- [Dataset section]:
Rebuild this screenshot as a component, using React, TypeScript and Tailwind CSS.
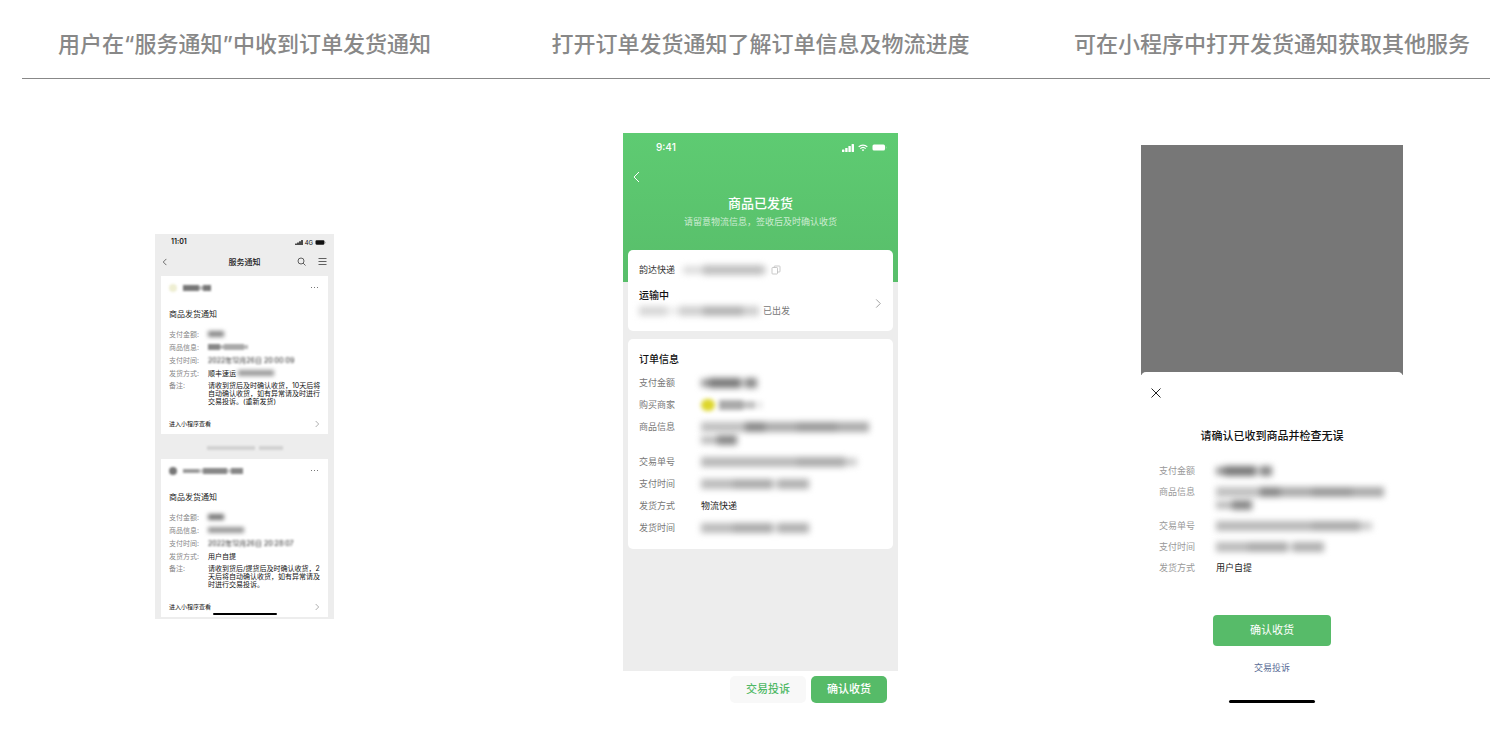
import React from 'react'
import { clsx } from 'clsx'

type Row = { label: string; value: React.ReactNode }

// One masked value, built from soft grey strokes
const Mask: React.FC<{ parts: string[]; className?: string }> = ({ parts, className }) => (
  <span aria-hidden="true" className={clsx('flex items-center', className)}>
    {parts.map((part, i) => (
      <span key={i} className={clsx('block', part)} />
    ))}
  </span>
)

const BackIcon: React.FC<{ className?: string }> = ({ className }) => (
  <svg viewBox="0 0 8 12" fill="none" stroke="currentColor" className={className}>
    <path d="M7 1 2 6l5 5" />
  </svg>
)

const ChevronIcon: React.FC<{ className?: string }> = ({ className }) => (
  <svg viewBox="0 0 8 12" fill="none" stroke="currentColor" className={className}>
    <path d="m2 1.500 4.500 4.500L2 10.500" />
  </svg>
)

const SignalIcon: React.FC<{ className?: string }> = ({ className }) => (
  <svg viewBox="0 0 12 8" fill="currentColor" className={className}>
    <rect x="0" y="5.500" width="2.400" height="2.500" rx=".5" />
    <rect x="3.200" y="4" width="2.400" height="4" rx=".5" />
    <rect x="6.400" y="2" width="2.400" height="6" rx=".5" />
    <rect x="9.600" y="0" width="2.400" height="8" rx=".5" />
  </svg>
)

const WifiIcon: React.FC<{ className?: string }> = ({ className }) => (
  <svg viewBox="0 0 12 9" fill="none" stroke="currentColor" strokeWidth="1.500" className={className}>
    <path d="M.8 3.200a7.500 7.500 0 0 1 10.400 0" />
    <path d="M2.800 5.300a4.600 4.600 0 0 1 6.400 0" />
    <path d="M4.500 6.800a2.200 2.200 0 0 1 3 0L6 8.500z" fill="currentColor" stroke="none" />
  </svg>
)

const BatteryIcon: React.FC<{ className?: string }> = ({ className }) => (
  <svg viewBox="0 0 15 7" fill="currentColor" className={className}>
    <rect x="0.500" y="0.500" width="12.500" height="6" rx="1.500" />
    <path d="M13.800 2.300c.9.300.9 2.100 0 2.400z" opacity=".5" />
  </svg>
)

const CopyIcon: React.FC<{ className?: string }> = ({ className }) => (
  <svg viewBox="0 0 10 10" fill="none" stroke="currentColor" strokeWidth=".8" className={className}>
    <rect x="1" y="2.500" width="5.500" height="6.500" rx=".7" />
    <path d="M3.200 2.500V1.700q0-.7.7-.7h4.400q.7 0 .7.7v4.600q0 .7-.7.7H6.500" />
  </svg>
)

const notices = [
  {
    avatar: 'bg-[#eeeed2]',
    name: ['w-4 h-1.5 bg-[#777777]', 'w-1 h-1 bg-[#bbbbbb]', 'w-2 h-1.5 bg-[#777777]'],
    rows: [
      { label: '支付金额:', value: <Mask className="blur-[2px]" parts={['w-4 h-1.5 bg-[#888888]']} /> },
      { label: '商品信息:', value: <Mask className="blur-[1px]" parts={['w-3 h-1.5 bg-[#888888]', 'w-1 h-1 bg-[#bbbbbb]', 'w-5 h-1.5 bg-[#aaaaaa]', 'w-1 h-1 bg-[#bbbbbb]']} /> },
      { label: '支付时间:', value: <span className="text-[#222222] blur-[1px]">2022年12月26日 20:00:09</span> },
      {
        label: '发货方式:',
        value: (
          <>
            顺丰速运
            <Mask className="ml-0.5 blur-[2px]" parts={['w-9 h-1.5 bg-[#999999]']} />
          </>
        ),
      },
    ],
    note: '请收到货后及时确认收货，10天后将自动确认收货，如有异常请及时进行交易投诉。(重新发货)',
  },
  {
    avatar: 'bg-[#777777]',
    name: ['w-4 h-1 bg-[#999999]', 'w-1 h-1 bg-[#cccccc]', 'w-6 h-1.5 bg-[#888888]', 'w-1 h-1 bg-[#cccccc]', 'w-3 h-1.5 bg-[#888888]'],
    rows: [
      { label: '支付金额:', value: <Mask className="blur-[2px]" parts={['w-4 h-1.5 bg-[#777777]']} /> },
      { label: '商品信息:', value: <Mask className="blur-[2px]" parts={['w-9 h-1.5 bg-[#999999]']} /> },
      { label: '支付时间:', value: <span className="text-[#222222] blur-[1px]">2022年12月26日 20:28:07</span> },
      { label: '发货方式:', value: '用户自提' },
    ],
    note: '请收到货后/提货后及时确认收货，2天后将自动确认收货，如有异常请及时进行交易投诉。',
  },
]

const NoticeCard: React.FC<{ notice: (typeof notices)[number] }> = ({ notice }) => (
  <article className="bg-white px-2">
    <header className="flex h-6 items-center">
      <span className={clsx('mr-1 size-2 rounded-full blur-[1px]', notice.avatar)} />
      <Mask className="ml-0.5 blur-[1px]" parts={notice.name} />
      <button type="button" aria-label="更多" className="ml-auto flex gap-0.5 pr-0.5">
        <span className="size-px bg-[#777777]" />
        <span className="size-px bg-[#777777]" />
        <span className="size-px bg-[#777777]" />
      </button>
    </header>
    <h3 className="mt-2 text-[8px] leading-[12px] text-[#222222]">商品发货通知</h3>
    <dl className="mt-2 text-[7px]">
      {notice.rows.map((row) => (
        <div key={row.label} className="flex leading-[13px]">
          <dt className="w-[39px] shrink-0 text-[#888888]">{row.label}</dt>
          <dd className="flex items-center whitespace-nowrap text-[#111111]">{row.value}</dd>
        </div>
      ))}
      <div className="flex pt-0.5 leading-[8px]">
        <dt className="w-[39px] shrink-0 text-[#888888]">备注:</dt>
        <dd className="-mr-1 flex-1 text-[#111111]">{notice.note}</dd>
      </div>
    </dl>
    <button type="button" className="mt-2 flex h-5 w-full items-center justify-between text-[6px] text-[#111111]">
      进入小程序查看
      <ChevronIcon className="h-2 w-1.5 text-[#888888]" />
    </button>
  </article>
)

const NoticePhone: React.FC = () => (
  <section className="flex w-[179px] flex-col bg-[#ededed] pb-0.5">
    <div className="flex h-[18px] items-center pr-2 pl-4 text-[#111111]">
      <span className="text-[7px] font-semibold">11:01</span>
      <SignalIcon className="ml-auto h-[5px] w-2" />
      <span className="mx-0.5 text-[6px]">4G</span>
      <BatteryIcon className="h-[5px] w-[11px]" />
    </div>
    <div className="grid h-5 grid-cols-3 items-center px-[7px] text-[#222222]">
      <button type="button" aria-label="返回">
        <BackIcon className="h-2 w-[5px]" />
      </button>
      <h2 className="text-center text-[8px] font-medium">服务通知</h2>
      <div className="flex items-center justify-end gap-3">
        <button type="button" aria-label="搜索">
          <svg viewBox="0 0 9 9" fill="none" stroke="currentColor" strokeWidth=".7" className="size-[9px]">
            <circle cx="4" cy="4" r="3" />
            <path d="m6.200 6.200 2.300 2.300" />
          </svg>
        </button>
        <button type="button" aria-label="菜单">
          <svg viewBox="0 0 9 9" fill="none" stroke="currentColor" strokeWidth=".7" className="size-[9px]">
            <path d="M.5 1.500h8M.5 4.500h8M.5 7.500h8" />
          </svg>
        </button>
      </div>
    </div>
    <div className="px-1.5 pt-1">
      <NoticeCard notice={notices[0]} />
      <div className="flex h-[25px] items-center justify-center pt-1">
        <Mask className="gap-1 blur-[1px]" parts={['w-12 h-1 bg-[#d2d2d2]', 'w-6 h-1 bg-[#d2d2d2]']} />
      </div>
      <div className="relative">
        <NoticeCard notice={notices[1]} />
        <div className="absolute bottom-0.5 left-[52px] h-0.5 w-16 rounded-full bg-black" />
      </div>
    </div>
  </section>
)

const amountMask = (
  <Mask
    className="h-[13px] blur-[3px]"
    parts={['w-2 h-2 bg-[#999999]', 'w-8 h-2.5 bg-[#777777]', 'w-1 h-2 bg-[#dddddd]', 'w-3 h-2.5 bg-[#888888]']}
  />
)

const productMask = (
  <>
    <Mask
      className="h-[13px] blur-[3px]"
      parts={['w-11 h-2.5 bg-[#c0c0c0]', 'w-5 h-2.5 bg-[#888888]', 'w-8 h-2.5 bg-[#aaaaaa]', 'w-10 h-2.5 bg-[#999999]', 'w-8 h-2.5 bg-[#aaaaaa]']}
    />
    <Mask className="h-[13px] blur-[3px]" parts={['w-4 h-2 bg-[#bbbbbb]', 'w-5 h-2.5 bg-[#888888]']} />
  </>
)

const orderNoMask = (
  <Mask className="h-[13px] blur-[3px]" parts={['w-24 h-2.5 bg-[#b8b8b8]', 'w-12 h-2.5 bg-[#aaaaaa]', 'w-3 h-2 bg-[#cccccc]']} />
)

const timeMask = (
  <Mask
    className="h-[13px] blur-[3px]"
    parts={['w-8 h-2.5 bg-[#bbbbbb]', 'w-10 h-2.5 bg-[#aaaaaa]', 'w-1 h-2 bg-[#eeeeee]', 'w-8 h-2.5 bg-[#b0b0b0]']}
  />
)

const orderRows: Row[] = [
  { label: '支付金额', value: amountMask },
  {
    label: '购买商家',
    value: (
      <Mask
        className="h-[13px] blur-[2px]"
        parts={['w-3.5 h-3 rounded-full bg-[#ddd62c]', 'w-1 h-2 bg-white', 'w-6 h-2.5 bg-[#aaaaaa]', 'w-3 h-2 bg-[#c4c4c4]', 'w-2 h-2 bg-[#eeeeee]']}
      />
    ),
  },
  { label: '商品信息', value: productMask },
  { label: '交易单号', value: orderNoMask },
  { label: '支付时间', value: timeMask },
  { label: '发货方式', value: '物流快递' },
  { label: '发货时间', value: timeMask },
]

const confirmRows: Row[] = [
  { label: '支付金额', value: amountMask },
  { label: '商品信息', value: productMask },
  { label: '交易单号', value: orderNoMask },
  { label: '支付时间', value: timeMask },
  { label: '发货方式', value: '用户自提' },
]

const OrderPhone: React.FC = () => (
  <section className="w-[275px]">
    <div className="flex h-[538px] flex-col bg-[linear-gradient(#5ecb72_0px,#58be6a_149px,#ededed_149px)] px-[5px]">
      <div className="flex h-[29px] items-center pr-1.5 pl-7 text-white">
        <span className="text-[10px] font-medium">9:41</span>
        <SignalIcon className="ml-auto h-2 w-3" />
        <WifiIcon className="mx-1 h-2 w-2.5" />
        <BatteryIcon className="h-[7px] w-[15px]" />
      </div>
      <div className="flex h-[30px] items-center pl-1 text-white">
        <button type="button" aria-label="返回">
          <BackIcon className="h-3 w-2" />
        </button>
      </div>
      <div className="text-center text-white">
        <h2 className="text-[13px] leading-[22px] font-medium">商品已发货</h2>
        <p className="text-[9px] leading-[16px] text-white/70">请留意物流信息，签收后及时确认收货</p>
      </div>

      <div className="mt-5 rounded-[5px] bg-white px-[11px] py-3">
        <div className="flex h-4 items-center text-[9px] text-[#333333]">
          韵达快递
          <Mask className="ml-2 blur-[3px]" parts={['w-5 h-2 bg-[#dddddd]', 'w-15 h-2.5 bg-[#c0c0c0]', 'w-1 h-2 bg-[#dddddd]']} />
          <button type="button" aria-label="复制" className="ml-1 text-[#bbbbbb]">
            <CopyIcon className="size-2.5" />
          </button>
        </div>
        <div className="mt-[9px] flex items-center justify-between">
          <div>
            <h3 className="text-[10px] leading-[16px] font-medium text-[#111111]">运输中</h3>
            <p className="flex h-4 items-center text-[9px] text-[#777777]">
              <Mask
                className="mr-1 blur-[3px]"
                parts={['w-7 h-2.5 bg-[#d8d8d8]', 'w-3 h-2 bg-[#eeeeee]', 'w-6 h-2.5 bg-[#d0d0d0]', 'w-10 h-2.5 bg-[#b4b4b4]', 'w-4 h-2.5 bg-[#d0d0d0]']}
              />
              已出发
            </p>
          </div>
          <ChevronIcon className="h-[11px] w-2 text-[#999999]" />
        </div>
      </div>

      <div className="mt-2 rounded-[5px] bg-white px-[11px] pt-3 pb-[15px]">
        <h3 className="text-[10px] leading-[16px] font-medium text-[#111111]">订单信息</h3>
        <dl className="mt-[9px] flex flex-col gap-[9px] text-[9px] leading-[13px]">
          {orderRows.map((row) => (
            <div key={row.label} className="flex">
              <dt className="w-[62px] shrink-0 text-[#777777]">{row.label}</dt>
              <dd className="text-[#222222]">{row.value}</dd>
            </div>
          ))}
        </dl>
      </div>
    </div>
    <div className="flex h-12 items-start justify-end gap-[5px] pt-[5px] pr-[11px] text-[11px] font-medium">
      <button type="button" className="h-[27px] w-[76px] rounded-[5px] bg-[#f8f8f8] text-[#50b866]">
        交易投诉
      </button>
      <button type="button" className="h-[27px] w-[76px] rounded-[5px] bg-[#56bb68] text-white">
        确认收货
      </button>
    </div>
  </section>
)

const ConfirmPhone: React.FC = () => (
  <section className="w-[262px] bg-[linear-gradient(#777777_230px,#ffffff_230px)] pt-[227px]">
    <div className="flex flex-col items-center rounded-t-[5px] bg-white pt-3.5 pb-1">
      <button type="button" aria-label="关闭" className="ml-2 flex size-3.5 items-center justify-center self-start text-[#222222]">
        <svg viewBox="0 0 10 10" fill="none" stroke="currentColor" strokeWidth="1" className="size-2.5">
          <path d="m.5.5 9 9M9.500.5l-9 9" />
        </svg>
      </button>
      <h2 className="mt-7 text-[11px] leading-[16px] font-medium text-[#111111]">请确认已收到商品并检查无误</h2>
      <dl className="mt-5 flex w-full flex-col gap-2 pl-[18px] text-[9px] leading-[13px]">
        {confirmRows.map((row) => (
          <div key={row.label} className="flex">
            <dt className="w-[57px] shrink-0 text-[#999999]">{row.label}</dt>
            <dd className="text-[#222222]">{row.value}</dd>
          </div>
        ))}
      </dl>
      <button type="button" className="mt-[41px] h-[31px] w-[118px] rounded-[4px] bg-[#57bb69] text-[11px] text-white">
        确认收货
      </button>
      <a href="#complaint" className="mt-3.5 text-[9px] leading-[16px] text-[#576b95]">
        交易投诉
      </a>
      <div className="mt-6 h-[3px] w-[86px] rounded-full bg-black" />
    </div>
  </section>
)

const steps = [
  { title: '用户在“服务通知”中收到订单发货通知', screen: <NoticePhone /> },
  { title: '打开订单发货通知了解订单信息及物流进度', screen: <OrderPhone /> },
  { title: '可在小程序中打开发货通知获取其他服务', screen: <ConfirmPhone /> },
]

export default function App() {
  return (
    <main lang="zh-CN" className="min-h-screen bg-white pr-[18px] pl-[22px] font-['Inter','Noto_Sans_CJK_SC',sans-serif]">
      <div className="grid h-[79px] grid-cols-[445fr_587fr_436fr] items-center border-b border-[#888888] pt-2.5">
        {steps.map((step) => (
          <h1 key={step.title} className="text-center text-[22px] leading-[32px] font-medium whitespace-nowrap text-[#888888]">
            {step.title}
          </h1>
        ))}
      </div>
      <div className="grid grid-cols-[445fr_587fr_436fr] items-center justify-items-center pt-[54px]">
        {steps.map((step) => (
          <React.Fragment key={step.title}>{step.screen}</React.Fragment>
        ))}
      </div>
    </main>
  )
}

- [Task statement]:
Write out the lines from the start of the material to the line with "string; value: React.ReactNode", inclusive and exactly. Skip the pictures.

- [Solution for this exercise]:
Rebuild this screenshot as a component, using React, TypeScript and Tailwind CSS.
import React from 'react'
import { clsx } from 'clsx'

type Row = { label: string; value: React.ReactNode }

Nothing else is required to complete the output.